A signal is a single redacted snippet of work: a Slack message, a commit, a line from a meeting summary. A story is a cluster of signals the miner judged to be one tellable thing. A post is the published artifact a story becomes after drafting and review.

The temptation is to skip the ceremony and keep one content table with a status column that marches from "raw" to "published." I tried that shape in my head and rejected it, because it fails the test that matters: can each stage fail on its own, and can a human step in at any point without untangling the others? With three tables, mining can produce a bad cluster and I can fix or dismiss the story without touching any signal or post. Drafting can write a weak post and I can rewrite it without re-mining. The boundaries are not bureaucracy. They are the seams where a human or a retry can get a grip.

story_id: the whole "have we processed this?" check

Mining needs to know which signals it has already consumed. The entire mechanism for that is one nullable column. A signal carries a story_id once it has been clustered, and mining selects the unprocessed ones with a single predicate:

select * from signals where story_id is null;

That is the whole bookkeeping system. No "mined" boolean, no separate queue table, no timestamp to reason about. A signal is either spoken for (it points at a story) or it is fair game (the column is null). The simplicity is the feature: there is exactly one place the truth lives, and it is impossible for "consumed" and "assigned to a story" to disagree, because they are the same fact.

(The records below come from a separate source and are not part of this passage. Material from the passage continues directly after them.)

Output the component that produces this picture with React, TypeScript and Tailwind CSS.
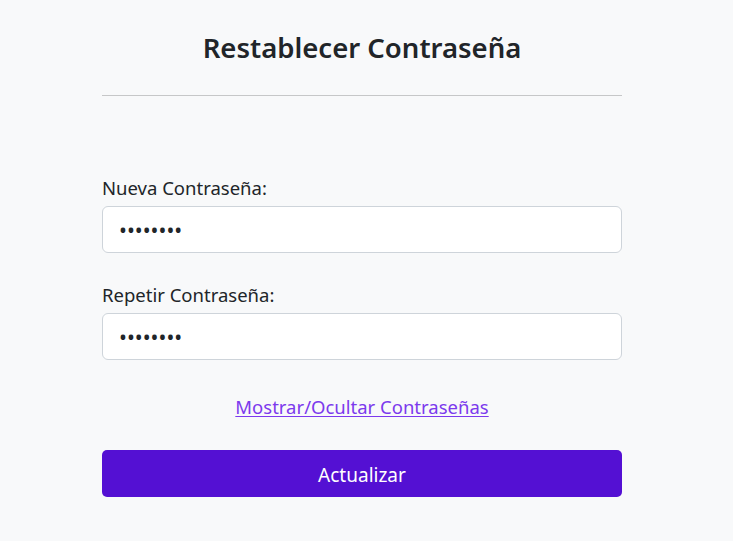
import { useState } from 'react';

export default function App() {
    const [show, setShow] = useState(false);
    const [pass1, setPass1] = useState('12345678');
    const [pass2, setPass2] = useState('12345678');

    return (
        <div className="min-h-[541px] bg-[#f8f9fa] text-[#212529]" style={{ fontFamily: '"Noto Sans", "Open Sans", sans-serif' }}>
            <div className="w-[520px] ml-[102px] pt-[28px]">
                <h2 className="text-center text-[27.5px] font-semibold leading-[40px]">Restablecer Contraseña</h2>
                <hr className="mt-[27px] border-t border-[#c6c7c8]" />

                <form className="mt-[80px]" onSubmit={e => e.preventDefault()}>
                    <label className="block text-[18.5px] leading-[24px] mb-[6px]">Nueva Contraseña:</label>
                    <input
                        type={show ? 'text' : 'password'}
                        value={pass1}
                        onChange={e => setPass1(e.target.value)}
                        className="w-full h-[47px] px-4 text-[21px] bg-white border border-[#ced4da] rounded-[6px] focus:outline-none"
                    />

                    <label className="block text-[18.5px] leading-[24px] mt-[30px] mb-[6px]">Repetir Contraseña:</label>
                    <input
                        type={show ? 'text' : 'password'}
                        value={pass2}
                        onChange={e => setPass2(e.target.value)}
                        className="w-full h-[47px] px-4 text-[21px] bg-white border border-[#ced4da] rounded-[6px] focus:outline-none"
                    />

                    <div className="text-center mt-[33px]">
                        <button type="button" onClick={() => setShow(!show)}
                            className="text-[18.5px] leading-[28px] text-[#7c3aed] underline underline-offset-2 cursor-pointer">
                            Mostrar/Ocultar Contraseñas
                        </button>
                    </div>

                    <button type="submit"
                        className="mt-[29px] w-full h-[47px] pt-[3px] rounded-[5px] bg-[#5410d3] text-white text-[19px] cursor-pointer">
                        Actualizar
                    </button>
                </form>
            </div>
        </div>
    );
}
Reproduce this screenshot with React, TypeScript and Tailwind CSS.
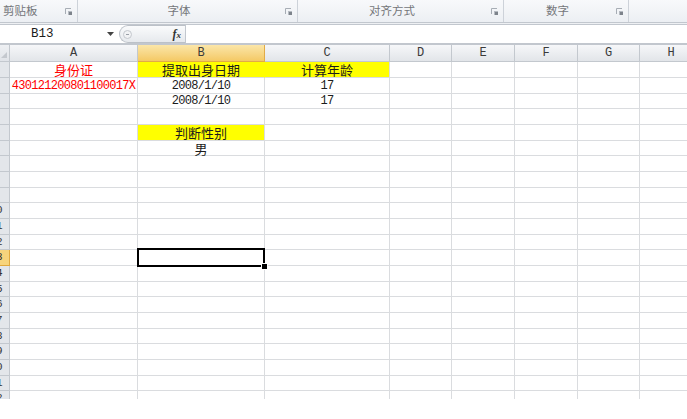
import React from 'react';

const cjk = "font-['Noto_Sans_CJK_SC',sans-serif]";
const mono = "font-['Liberation_Mono','Noto_Sans_CJK_SC',monospace]";

const columns = [
  { key: 'A', w: 'w-[128px]' },
  { key: 'B', w: 'w-[127px]' },
  { key: 'C', w: 'w-[125px]' },
  { key: 'D', w: 'w-[62px]' },
  { key: 'E', w: 'w-[63px]' },
  { key: 'F', w: 'w-[63px]' },
  { key: 'G', w: 'w-[62px]' },
  { key: 'H', w: 'w-[63px]' },
];

const rowHeights = ['h-[16px]', 'h-[16px]', 'h-[15px]'];

type Cell = { text: string; red?: boolean; fill?: boolean; cjk?: boolean; joinRight?: boolean };

const data: Record<number, Record<string, Cell>> = {
  1: {
    A: { text: '身份证', red: true, cjk: true },
    B: { text: '提取出身日期', fill: true, cjk: true, joinRight: true },
    C: { text: '计算年龄', fill: true, cjk: true },
  },
  2: {
    A: { text: '430121200801100017X', red: true },
    B: { text: '2008/1/10' },
    C: { text: '17' },
  },
  3: {
    B: { text: '2008/1/10' },
    C: { text: '17' },
  },
  5: { B: { text: '判断性别', fill: true, cjk: true } },
  6: { B: { text: '男', cjk: true } },
};

const Launcher = () => (
  <svg width="7" height="7" viewBox="0 0 7 7" className="shrink-0 mx-[5px]">
    <path d="M0.5 6V0.5H6" stroke="#a7adb5" fill="none" />
    <rect x="3" y="3" width="4" height="4" fill="#b5bac1" />
    <rect x="4" y="4" width="3" height="3" fill="#7d838b" />
  </svg>
);

const RibbonGroup = ({ label, w, left }: { label?: string; w: string; left?: boolean }) => (
  <div className={`${w} h-full flex items-center border-r border-[#cdd2d9] shrink-0`}>
    {label && (
      <>
        <div className={`flex-1 text-[11.5px] text-[#74767a] ${cjk} ${left ? 'pl-[3px] text-left' : 'text-center'}`}>
          {label}
        </div>
        <Launcher />
      </>
    )}
  </div>
);

const SheetRow = ({ n }: { n: number }) => {
  const h = rowHeights[(n - 1) % 3];
  const row = data[n] || {};
  const active = n === 13;
  return (
    <div className={`flex ${h} shrink-0`}>
      <div
        className={`w-[10px] shrink-0 overflow-hidden border-r border-b flex items-center ${
          active ? 'bg-[#f7d47c] border-[#e0a93e]' : 'bg-[#e3e6ea] border-[#c3c8ce]'
        }`}
      >
        <div className={`w-[26px] ml-[-17px] shrink-0 text-center text-[11px] leading-none text-[#333] ${mono}`}>{n}</div>
      </div>
      {columns.map((c) => {
        const cell = row[c.key];
        const bg = cell?.fill ? 'bg-[#ffff00]' : 'bg-white';
        const br = cell?.joinRight ? 'border-r-[#ffff00]' : 'border-r-[#dadcdf]';
        return (
          <div
            key={c.key}
            className={`${c.w} shrink-0 relative border-r border-b border-b-[#dadcdf] ${br} ${bg} flex items-center justify-center overflow-visible`}
          >
            {cell && (
              <span
                className={`whitespace-nowrap leading-none ${cell.red ? 'text-[#ff0000]' : 'text-[#1c1c1c]'} ${
                  cell.cjk ? `${cjk} text-[13px]` : `${mono} text-[12px] tracking-[-0.7px]`
                }`}
              >
                {cell.text}
              </span>
            )}
            {active && c.key === 'B' && (
              <div className="absolute z-10 left-[-1px] top-[-2px] right-[-1px] bottom-[-2px] border-2 border-black">
                <div className="absolute right-[-5px] bottom-[-5px] w-[7px] h-[7px] bg-black border border-white" />
              </div>
            )}
          </div>
        );
      })}
    </div>
  );
};

export default function App() {
  const rows = Array.from({ length: 22 }, (_, i) => i + 1);
  return (
    <div className="w-[687px] h-[419px] overflow-hidden bg-white flex flex-col">
      {/* ribbon group labels */}
      <div className="h-[22px] flex shrink-0 bg-gradient-to-b from-[#f8f9fb] to-[#eceff3]">
        <RibbonGroup label="剪贴板" w="w-[78px]" left />
        <RibbonGroup label="字体" w="w-[220px]" />
        <RibbonGroup label="对齐方式" w="w-[206px]" />
        <RibbonGroup label="数字" w="w-[125px]" />
        <div className="flex-1" />
      </div>
      <div className="h-[3px] shrink-0 border-t border-b border-[#c2c7ce] bg-[#eef0f3]" />

      {/* formula bar */}
      <div className="h-[18px] shrink-0 flex items-stretch bg-white">
        <div className="w-[119px] shrink-0 flex items-center relative">
          <span className={`ml-[31px] text-[12.5px] text-[#1c1c1c] ${mono}`}>B13</span>
          <svg width="7" height="4" viewBox="0 0 7 4" className="ml-auto mr-[5px]">
            <path d="M0 0H7L3.5 4Z" fill="#444" />
          </svg>
        </div>
        <div className="w-[66px] shrink-0 flex items-center rounded-l-full border border-r-0 border-[#bcc1c8] bg-gradient-to-b from-[#fafbfc] to-[#e6e9ed]">
          <div className="w-[9px] h-[9px] ml-[3px] rounded-full border border-[#c4c8ce] bg-[#f1f2f4] flex items-center justify-center">
            <div className="w-[3px] h-px bg-[#9aa0a8]" />
          </div>
          <span className="ml-auto mr-[4px] text-[12px] italic font-bold text-[#333] font-['Liberation_Serif',serif] leading-none">
            f<span className="text-[9px]">x</span>
          </span>
        </div>
        <div className="flex-1 border-l border-[#c2c7ce] bg-white" />
      </div>
      <div className="h-[2px] shrink-0 border-t border-b border-[#c2c7ce] bg-[#eef0f3]" />

      {/* column headers */}
      <div className="flex h-[17px] shrink-0">
        <div className="w-[10px] shrink-0 bg-gradient-to-b from-[#eef0f3] to-[#e0e3e8] border-r border-b border-[#c3c8ce] flex items-end justify-start">
          <svg width="6" height="6" viewBox="0 0 6 6" className="mb-[3px] ml-[1px]">
            <path d="M6 0V6H0Z" fill="#c4c8ce" />
          </svg>
        </div>
        {columns.map((c) => (
          <div
            key={c.key}
            className={`${c.w} shrink-0 border-r border-b flex items-center justify-center text-[12px] text-[#3a3a3a] ${mono} ${
              c.key === 'B'
                ? 'bg-gradient-to-b from-[#fbe6a8] to-[#f4c964] border-[#e1ab47]'
                : 'bg-gradient-to-b from-[#f6f7f9] to-[#e2e5e9] border-[#c3c8ce]'
            }`}
          >
            {c.key}
          </div>
        ))}
      </div>

      {/* rows */}
      <div className="h-[337px] shrink-0 overflow-hidden flex flex-col">
        {rows.map((n) => (
          <SheetRow key={n} n={n} />
        ))}
      </div>
      <div className="flex-1 bg-white" />
    </div>
  );
}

I want to be honest about what this does not do. story_id is null tracks consumption, not novelty. It guarantees a signal is mined at most once. It does not guarantee that two stories are about genuinely different things. On a busy week, the miner clustered overlapping signals into two stories that were really the same topic, and both got drafted before I noticed. The column did its job perfectly and still let near-duplicates through, because deduplication of meaning is a different problem living one layer up, in the mining prompt. A clean column is not a substitute for a clean judgment.

The body lives on a revision, not the post

Here is the decision that earned its keep more than any other: a post's body is not stored on the post row. The posts row holds identity and metadata (slug, title, pillar, status, SEO fields) and a pointer, current_revision_id. The actual Markdown lives in post_revisions, and every edit, human or AI, inserts a new revision rather than mutating the old one.

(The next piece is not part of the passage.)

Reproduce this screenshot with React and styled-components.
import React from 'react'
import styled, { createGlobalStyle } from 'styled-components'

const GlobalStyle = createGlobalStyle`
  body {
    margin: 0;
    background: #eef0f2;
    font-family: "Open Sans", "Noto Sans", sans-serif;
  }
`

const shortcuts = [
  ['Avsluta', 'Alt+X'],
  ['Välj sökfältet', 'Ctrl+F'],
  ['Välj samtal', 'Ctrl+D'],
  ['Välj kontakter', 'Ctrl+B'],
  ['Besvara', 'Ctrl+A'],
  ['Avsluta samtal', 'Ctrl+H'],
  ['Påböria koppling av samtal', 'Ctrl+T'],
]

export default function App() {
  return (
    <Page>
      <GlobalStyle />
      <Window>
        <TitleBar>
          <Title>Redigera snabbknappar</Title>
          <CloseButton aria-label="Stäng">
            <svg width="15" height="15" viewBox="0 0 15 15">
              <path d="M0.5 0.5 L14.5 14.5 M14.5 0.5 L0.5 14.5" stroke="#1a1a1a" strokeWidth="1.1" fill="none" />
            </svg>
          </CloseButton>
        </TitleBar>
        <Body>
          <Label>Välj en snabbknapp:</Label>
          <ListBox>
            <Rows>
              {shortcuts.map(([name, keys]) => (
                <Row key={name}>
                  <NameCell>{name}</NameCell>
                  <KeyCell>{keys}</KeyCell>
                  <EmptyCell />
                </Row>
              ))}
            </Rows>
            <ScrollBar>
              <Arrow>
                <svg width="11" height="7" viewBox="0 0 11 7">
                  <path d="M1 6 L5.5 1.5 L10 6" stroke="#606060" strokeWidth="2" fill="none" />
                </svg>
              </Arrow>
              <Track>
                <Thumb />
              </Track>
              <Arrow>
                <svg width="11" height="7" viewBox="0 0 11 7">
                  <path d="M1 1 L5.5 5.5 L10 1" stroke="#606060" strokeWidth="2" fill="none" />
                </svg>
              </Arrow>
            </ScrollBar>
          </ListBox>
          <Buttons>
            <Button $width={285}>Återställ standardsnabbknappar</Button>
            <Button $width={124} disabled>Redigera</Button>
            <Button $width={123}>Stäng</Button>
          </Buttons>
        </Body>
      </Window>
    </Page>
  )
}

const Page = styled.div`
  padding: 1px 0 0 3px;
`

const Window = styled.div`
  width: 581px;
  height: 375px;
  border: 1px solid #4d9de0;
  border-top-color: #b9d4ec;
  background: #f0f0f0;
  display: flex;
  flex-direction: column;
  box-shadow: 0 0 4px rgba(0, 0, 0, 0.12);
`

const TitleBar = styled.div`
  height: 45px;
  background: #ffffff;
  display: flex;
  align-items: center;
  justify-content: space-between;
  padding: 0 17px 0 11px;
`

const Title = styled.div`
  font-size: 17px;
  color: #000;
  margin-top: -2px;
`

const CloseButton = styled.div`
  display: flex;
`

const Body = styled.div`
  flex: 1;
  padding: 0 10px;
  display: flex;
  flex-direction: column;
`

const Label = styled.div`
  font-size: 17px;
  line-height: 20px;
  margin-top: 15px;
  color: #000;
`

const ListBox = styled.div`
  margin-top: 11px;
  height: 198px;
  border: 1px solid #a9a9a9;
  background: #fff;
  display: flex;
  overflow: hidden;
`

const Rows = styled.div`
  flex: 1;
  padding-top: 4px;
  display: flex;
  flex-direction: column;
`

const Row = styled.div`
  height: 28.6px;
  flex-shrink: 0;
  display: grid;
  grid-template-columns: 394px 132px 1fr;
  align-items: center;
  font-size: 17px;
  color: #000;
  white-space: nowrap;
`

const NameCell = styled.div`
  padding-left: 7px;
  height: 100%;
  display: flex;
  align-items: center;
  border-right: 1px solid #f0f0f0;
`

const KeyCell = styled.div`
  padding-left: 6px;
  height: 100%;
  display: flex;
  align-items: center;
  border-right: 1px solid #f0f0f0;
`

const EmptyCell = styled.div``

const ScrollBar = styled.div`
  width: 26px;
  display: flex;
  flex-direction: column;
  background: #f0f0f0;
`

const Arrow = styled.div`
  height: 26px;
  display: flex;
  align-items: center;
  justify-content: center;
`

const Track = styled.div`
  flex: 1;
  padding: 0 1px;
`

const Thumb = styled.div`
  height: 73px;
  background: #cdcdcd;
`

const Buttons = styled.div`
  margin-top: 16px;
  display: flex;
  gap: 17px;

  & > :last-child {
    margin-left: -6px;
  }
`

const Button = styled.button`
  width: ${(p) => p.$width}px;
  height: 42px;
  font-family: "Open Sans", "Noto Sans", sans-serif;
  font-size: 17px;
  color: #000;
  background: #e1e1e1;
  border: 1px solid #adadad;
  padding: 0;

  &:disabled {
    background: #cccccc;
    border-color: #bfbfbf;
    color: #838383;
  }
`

This is why "let the AI revise this" is a safe button instead of a scary one. An AI rewrite does not overwrite anything. It writes a new revision and, if I like it, I move the pointer. The worst case is a revision I simply never promote. The history is a diffable, rollback-able stack, and the question "what did this look like before the model touched it" always has an answer.

Tip

Make the destructive operation impossible to express, not merely discouraged. When "edit" can only mean "append a revision," there is no code path that loses the previous version, so you never have to remember to be careful.

Deep-dive: body-on-revision, and the autosave sharp edge

The pointer is deliberately a soft reference. posts.current_revision_id is just a uuid column, not a hard foreign key, because a strict FK would create a circular constraint: a post points at a revision, and a revision points back at its post, so neither can be inserted first without a deferred constraint dance. A soft pointer sidesteps that entirely, at the cost that the application is responsible for keeping it valid.

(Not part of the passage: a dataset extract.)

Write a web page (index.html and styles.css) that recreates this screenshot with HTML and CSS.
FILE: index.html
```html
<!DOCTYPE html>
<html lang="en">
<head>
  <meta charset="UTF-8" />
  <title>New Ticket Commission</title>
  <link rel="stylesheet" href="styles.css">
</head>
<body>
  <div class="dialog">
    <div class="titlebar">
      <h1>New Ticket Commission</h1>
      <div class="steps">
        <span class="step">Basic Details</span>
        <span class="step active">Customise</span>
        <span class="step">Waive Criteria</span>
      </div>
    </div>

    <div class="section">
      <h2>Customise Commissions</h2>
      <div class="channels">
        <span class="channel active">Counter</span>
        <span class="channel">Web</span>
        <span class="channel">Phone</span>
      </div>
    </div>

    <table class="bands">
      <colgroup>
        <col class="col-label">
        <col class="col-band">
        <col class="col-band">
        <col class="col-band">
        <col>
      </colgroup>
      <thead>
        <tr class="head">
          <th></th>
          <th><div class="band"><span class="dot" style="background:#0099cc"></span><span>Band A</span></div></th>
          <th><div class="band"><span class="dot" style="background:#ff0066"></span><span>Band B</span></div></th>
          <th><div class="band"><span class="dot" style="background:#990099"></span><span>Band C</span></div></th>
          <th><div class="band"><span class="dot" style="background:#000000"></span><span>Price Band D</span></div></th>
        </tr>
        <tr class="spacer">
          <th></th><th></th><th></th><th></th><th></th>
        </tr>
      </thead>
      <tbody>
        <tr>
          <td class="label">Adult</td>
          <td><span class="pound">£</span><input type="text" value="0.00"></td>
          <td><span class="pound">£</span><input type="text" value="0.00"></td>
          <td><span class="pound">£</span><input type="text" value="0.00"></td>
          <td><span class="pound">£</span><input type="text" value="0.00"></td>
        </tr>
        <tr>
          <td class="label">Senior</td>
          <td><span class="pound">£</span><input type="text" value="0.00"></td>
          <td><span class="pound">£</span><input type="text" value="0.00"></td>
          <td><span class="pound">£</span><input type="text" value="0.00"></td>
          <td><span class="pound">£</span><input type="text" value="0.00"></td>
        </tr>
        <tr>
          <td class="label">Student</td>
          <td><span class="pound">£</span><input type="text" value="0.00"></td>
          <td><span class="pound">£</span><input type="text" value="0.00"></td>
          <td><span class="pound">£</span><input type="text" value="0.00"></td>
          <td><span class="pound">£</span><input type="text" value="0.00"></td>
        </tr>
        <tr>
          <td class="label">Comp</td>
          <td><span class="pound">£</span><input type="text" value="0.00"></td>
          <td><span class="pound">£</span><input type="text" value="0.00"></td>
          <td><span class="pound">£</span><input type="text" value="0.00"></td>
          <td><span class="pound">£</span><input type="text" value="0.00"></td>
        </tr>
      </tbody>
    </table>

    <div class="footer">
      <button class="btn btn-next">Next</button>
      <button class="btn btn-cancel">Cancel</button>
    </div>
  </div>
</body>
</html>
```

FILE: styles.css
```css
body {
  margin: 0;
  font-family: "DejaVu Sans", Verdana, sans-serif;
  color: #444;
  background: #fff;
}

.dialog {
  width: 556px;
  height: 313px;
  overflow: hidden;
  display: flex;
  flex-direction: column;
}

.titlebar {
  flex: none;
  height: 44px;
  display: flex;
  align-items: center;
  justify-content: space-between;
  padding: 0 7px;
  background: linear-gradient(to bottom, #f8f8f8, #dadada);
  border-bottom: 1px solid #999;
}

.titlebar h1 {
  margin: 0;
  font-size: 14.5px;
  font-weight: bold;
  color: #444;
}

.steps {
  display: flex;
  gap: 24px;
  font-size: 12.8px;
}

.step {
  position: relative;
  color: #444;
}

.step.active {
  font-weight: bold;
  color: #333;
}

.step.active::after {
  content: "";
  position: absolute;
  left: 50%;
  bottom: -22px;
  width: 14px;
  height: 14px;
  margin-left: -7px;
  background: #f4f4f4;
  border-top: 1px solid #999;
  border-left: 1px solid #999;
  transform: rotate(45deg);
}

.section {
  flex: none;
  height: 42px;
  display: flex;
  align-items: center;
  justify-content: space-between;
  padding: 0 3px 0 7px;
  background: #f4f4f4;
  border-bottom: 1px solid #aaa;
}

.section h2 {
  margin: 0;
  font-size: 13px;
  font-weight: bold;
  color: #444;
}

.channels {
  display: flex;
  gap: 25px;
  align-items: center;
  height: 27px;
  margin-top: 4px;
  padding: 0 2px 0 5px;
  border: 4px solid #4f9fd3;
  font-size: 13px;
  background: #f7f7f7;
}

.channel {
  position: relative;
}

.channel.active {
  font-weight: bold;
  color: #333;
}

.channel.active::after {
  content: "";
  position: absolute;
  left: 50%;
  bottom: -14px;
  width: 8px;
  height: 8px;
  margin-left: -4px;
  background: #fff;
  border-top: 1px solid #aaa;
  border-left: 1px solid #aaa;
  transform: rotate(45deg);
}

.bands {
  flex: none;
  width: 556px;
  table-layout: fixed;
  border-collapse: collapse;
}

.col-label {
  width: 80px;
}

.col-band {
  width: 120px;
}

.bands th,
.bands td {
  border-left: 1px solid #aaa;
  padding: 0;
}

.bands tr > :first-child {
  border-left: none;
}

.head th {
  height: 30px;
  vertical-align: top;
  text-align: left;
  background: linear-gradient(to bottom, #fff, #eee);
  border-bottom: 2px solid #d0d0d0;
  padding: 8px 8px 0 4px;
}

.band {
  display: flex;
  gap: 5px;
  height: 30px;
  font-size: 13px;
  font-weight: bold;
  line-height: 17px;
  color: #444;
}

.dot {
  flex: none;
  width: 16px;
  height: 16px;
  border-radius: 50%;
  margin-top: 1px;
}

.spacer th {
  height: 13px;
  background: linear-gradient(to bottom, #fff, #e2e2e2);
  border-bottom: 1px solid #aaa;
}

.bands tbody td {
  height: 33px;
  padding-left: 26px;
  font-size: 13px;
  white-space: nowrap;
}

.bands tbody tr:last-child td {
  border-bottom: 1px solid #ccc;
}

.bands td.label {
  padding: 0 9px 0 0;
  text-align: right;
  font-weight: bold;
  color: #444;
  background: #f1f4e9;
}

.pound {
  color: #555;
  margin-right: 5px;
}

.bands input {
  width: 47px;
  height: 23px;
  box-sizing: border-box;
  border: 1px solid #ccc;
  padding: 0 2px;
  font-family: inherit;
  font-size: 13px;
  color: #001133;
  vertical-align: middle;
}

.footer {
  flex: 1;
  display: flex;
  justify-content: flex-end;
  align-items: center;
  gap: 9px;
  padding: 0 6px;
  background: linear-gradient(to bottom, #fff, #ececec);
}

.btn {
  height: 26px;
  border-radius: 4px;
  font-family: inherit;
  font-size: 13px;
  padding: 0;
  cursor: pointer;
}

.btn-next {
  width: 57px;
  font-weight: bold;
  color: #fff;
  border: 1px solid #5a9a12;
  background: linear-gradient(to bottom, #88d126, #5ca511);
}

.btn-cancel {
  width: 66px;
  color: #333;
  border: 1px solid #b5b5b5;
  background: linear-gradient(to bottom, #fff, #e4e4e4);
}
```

The honest sharp edge is autosave. "Every edit is a new revision" is true for committed edits and AI revisions, the ones that go through the explicit save path. The live editor, though, autosaves your in-progress typing back onto the working revision in place, so it does not spawn a row on every keystroke. That is the right call for an editor (you do not want a thousand revisions from one writing session), but it means "reversible" applies to promoted and AI revisions, not to an open editing session you have been typing into for ten minutes. If you want a checkpoint mid-session, you take a snapshot explicitly. Knowing exactly where the guarantee starts and stops is more useful than pretending it is absolute.

The tables at the edges

Two more tables hang off posts, and keeping them separate follows the same logic. social_drafts holds the LinkedIn and X copy for a post: secondary artifacts with their own lifecycle (queued, posted, a captured URL) that should not bloat the post row or block the blog from rendering. engagement records the metrics those social posts pull back later. A post can exist and publish with no social drafts, a social draft can be posted and gather engagement independently, and none of it touches the post's body. Each table owns one concern, and the failure of any one of them leaves the others standing.

The durable lesson

The shape of your data decides which mistakes are even possible. I did not make editing safe by being careful; I made it safe by storing the body on a revision so that carelessness has nowhere to land. I did not make mining idempotent with discipline; I made it idempotent with a nullable column that cannot lie. When the model is right, distinct tables let it work; when it is wrong, they give a person somewhere to stand. Design the tables so that the operations you fear cannot be written down, and you stop needing to fear them.